Subthermally excited SiO lines better trace complex velocity fields.

Infall, rotation, and outflow have similar speeds at early stages.

Rotation of outflows is detectable in velocity maps.

Abstract

We examine emission from a young protostellar object (YPO) with three-dimensional ideal MHD simulations and three-dimensional non-local thermodynamic equilibrium (non-LTE) line transfer calculations, and show the first results. To calculate the emission field, we employed a snapshot result of an MHD simulation having young bipolar outflows and a dense protostellar disk (a young circumstellar disk) embedded in an infalling envelope.
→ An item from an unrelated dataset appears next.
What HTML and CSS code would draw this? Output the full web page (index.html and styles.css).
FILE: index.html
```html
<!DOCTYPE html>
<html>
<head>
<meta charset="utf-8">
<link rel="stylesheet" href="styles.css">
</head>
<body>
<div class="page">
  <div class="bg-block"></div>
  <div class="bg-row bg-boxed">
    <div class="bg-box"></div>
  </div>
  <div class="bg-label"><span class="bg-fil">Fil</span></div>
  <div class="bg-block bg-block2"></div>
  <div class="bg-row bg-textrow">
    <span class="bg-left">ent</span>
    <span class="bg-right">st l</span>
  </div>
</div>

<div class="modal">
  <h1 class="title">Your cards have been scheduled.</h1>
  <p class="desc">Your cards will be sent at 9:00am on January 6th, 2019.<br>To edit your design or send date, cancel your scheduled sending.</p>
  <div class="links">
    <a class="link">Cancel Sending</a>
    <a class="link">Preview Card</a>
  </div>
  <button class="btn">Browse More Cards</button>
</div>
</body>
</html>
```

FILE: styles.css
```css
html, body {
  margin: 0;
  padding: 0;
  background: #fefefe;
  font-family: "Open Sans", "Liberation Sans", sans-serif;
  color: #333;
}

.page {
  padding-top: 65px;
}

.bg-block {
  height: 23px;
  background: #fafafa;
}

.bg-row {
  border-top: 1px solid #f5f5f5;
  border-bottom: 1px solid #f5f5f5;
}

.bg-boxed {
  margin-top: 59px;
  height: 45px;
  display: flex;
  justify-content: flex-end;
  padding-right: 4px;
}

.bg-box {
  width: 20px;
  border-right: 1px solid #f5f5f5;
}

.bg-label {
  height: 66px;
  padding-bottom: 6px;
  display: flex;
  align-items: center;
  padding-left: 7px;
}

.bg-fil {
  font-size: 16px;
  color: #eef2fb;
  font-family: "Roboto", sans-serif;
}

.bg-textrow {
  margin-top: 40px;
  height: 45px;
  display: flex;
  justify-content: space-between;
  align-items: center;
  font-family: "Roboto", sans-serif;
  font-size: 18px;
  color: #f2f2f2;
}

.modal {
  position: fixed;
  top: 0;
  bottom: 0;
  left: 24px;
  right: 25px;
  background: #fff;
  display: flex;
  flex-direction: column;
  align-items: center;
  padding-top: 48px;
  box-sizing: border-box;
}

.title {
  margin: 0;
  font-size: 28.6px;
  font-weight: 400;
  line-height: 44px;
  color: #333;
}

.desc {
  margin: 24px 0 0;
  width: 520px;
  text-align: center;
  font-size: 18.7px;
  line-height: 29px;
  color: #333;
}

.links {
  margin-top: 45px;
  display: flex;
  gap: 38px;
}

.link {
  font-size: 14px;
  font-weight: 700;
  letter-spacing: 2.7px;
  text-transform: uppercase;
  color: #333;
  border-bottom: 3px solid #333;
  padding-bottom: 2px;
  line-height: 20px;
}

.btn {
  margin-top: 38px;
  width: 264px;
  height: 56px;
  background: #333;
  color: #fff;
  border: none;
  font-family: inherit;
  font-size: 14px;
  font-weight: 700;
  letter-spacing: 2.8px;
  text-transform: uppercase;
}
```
Synthesized line emission of two molecular species (CO and SiO) show that subthermally excited SiO lines as a high density tracer can provide a better probe of the complex velocity field of a YPO, compared to fully thermalized CO lines. In a YPO at the earliest stage when the outflows are still embedded in the collapsing envelope, infall, rotation and outflow motions have similar speeds. We find that the combined velocity field of these components introduces a great complexity in the line emissions through varying optical thickness and emissivity, such as asymmetric double-horn profiles. We show that the rotation of the outflows, one of the features that characterizes an outflow driven by magneto-centrifugal forces, appears clearly in velocity channel maps and intensity-weighted mean velocity (first moment of velocity) maps. The somewhat irregular morphology of the line emission at this youngest stage is dissimilar to a more evolved object such as young Class 0. High angular resolution observation by e.g., the Atacama Large Millimeter/submillimeter Array (ALMA) telescope can reveal these features.